Syracuse took a 7–0 lead early in the second quarter on a 1-yard touchdown run by Jerome Smith. In the next two drives, Minnesota and Syracuse exchanged punts. Minnesota finally got on board with a 41-yard field goal from Chris Hawthorne as time expired in the first half.

===Second half===
Syracuse received the second-half kickoff. The Orange drive stalled, however, and Syracuse was forced to punt. After forcing the Golden Gophers to punt, Syracuse went on an 86-yard, 15-play drive that was capped off with a 5-yard touchdown run from Terrel Hunt. Hunt's touchdown extended Syracuse's lead to 14–3 with 2:57 remaining in the third quarter. The game remained 14–3 going into the fourth quarter.

Minnesota opened the fourth quarter with a 20-yard touchdown pass from Mitch Leidner to Maxx Williams to make it a 14–9 game. The two-point conversion attempt failed, however, and the game remained 14–9. After forcing Syracuse to punt, Minnesota took its first lead of the game on a 55-yard touchdown pass from Mitch Leidner to Drew Wolitarsky. Minnesota's two-point conversion attempt was successful, making it a 17–14 game with 12:34 left in the game. On the next Syracuse drive, the Orange drove to Minnesota's 20-yard line. However, after a false start penalty on the Orange, quarterback Terrel Hunt was penalized for intentional grounding, forcing Syracuse to punt from Minnesota's 39-yard line. After Syracuse's defense forced a three and out, the Orange once again drove into Minnesota territory. However, Syracuse placekicker Ryan Norton missed a 45-yard field goal with 3:31 left in the game. On the ensuing drive, Minnesota was able to a get a first down on a 15-yard rush by David Cobb. However, the Golden Gophers were unable to get another first down to close out the game and were forced to punt with 2:03 remaining in the game. Syracuse's Brisly Estime proceeded to return the punt 70 yards to Minnesota's 14-yard line. The Orange then took a 21–17 lead after Terrel Hunt scrambled 12-yards for a touchdown with 1:14 remaining in the game. Syracuse then fought off two Hail Mary attempts by Minnesota to seal the victory.

==Scoring summary==

Scoring summary
| Quarter | Time | Drive |  |  | Team | Scoring information | Score |  |
| Plays | Yards | TOP | Syracuse | Minnesota |
| 2 | 10:04 | 11 | 80 | 4:45 | SYR | Jerome Smith 1-yard touchdown run, Ryan Norton kick good | 7 | 0 |
| 2 | 0:00 | 11 | 44 | 4:20 | MINN | 41-yard field goal by Chris Hawthorne | 7 | 3 |
| 3 | 2:57 | 15 | 86 | 5:49 | SYR | Terrel Hunt 5-yard touchdown run, Norton kick good | 14 | 3 |
| 4 | 14:55 | 8 | 72 | 3:02 | MINN | Maxx Williams 20-yard touchdown reception from Mitch Leidner, 2-point pass failed | 14 | 9 |
| 4 | 12:34 | 3 | 74 | 1:25 | MINN | Drew Wolitarsky 55-yard touchdown reception from Leidner, 2-point pass good | 14 | 17 |
| 4 | 1:14 | 3 | 14 | 0:30 | SYR | Hunt 12-yard touchdown run, Norton kick good | 21 | 17 |
| "TOP" = time of possession. For other American football terms, see Glossary of American football. |  |  |  |  |  |  | 21 | 17 |

==Statistics==

| Statistics | Syracuse | Minnesota |
|---|---|---|
| First downs | 23 | 19 |
| Total yards | 396 | 350 |
| Rushes-yards (net) | 46–208 | 38–127 |
| Passing yards (net) | 188 | 223 |
| Passes, Comp-Att-Int | 19–29–0 | 13–30–0 |
| Time of Possession | 29:47 | 30:13 |

Syracuse quarterback Terrel Hunt was named the game's most valuable player. Hunt completed 19 of his 29 passes for 188 yards. Hunt also had 2 rushing touchdowns.

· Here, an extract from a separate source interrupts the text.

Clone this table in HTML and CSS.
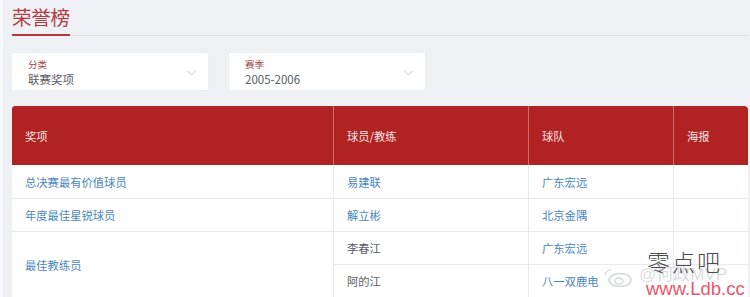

Syracuse outgained Minnesota 396–350 in total yards. Syracuse outgained Minnesota 208–127 in rushing yards, while Minnesota outgained Syracuse 223–188 in passing yards.

Syracuse's leading rushers were Terrel Hunt and running back Jerome Smith, who both had 74 rushing yards in the game. Syracuse's leading receiver was Brisly Estime, who had 5 catches for 47 yards. George Morris III was Syracuse's second leading rusher, who had 33 rushing yards on 8 carries.

Minnesota's leading rusher was David Cobb, who had 91 rushing yards on 18 carries. Drew Wolitarsky was Minnesota's leading receiver, with 94 receiving yards on 4 receptions. Mitch Leidner led the Golden Gophers in passing, completing 11 out of 22 passes for 205 yards and 2 touchdowns. Philip Nelson, who started the game at quarterback for the Golden Gophers, completed 2 out of 7 passes for 18 yards.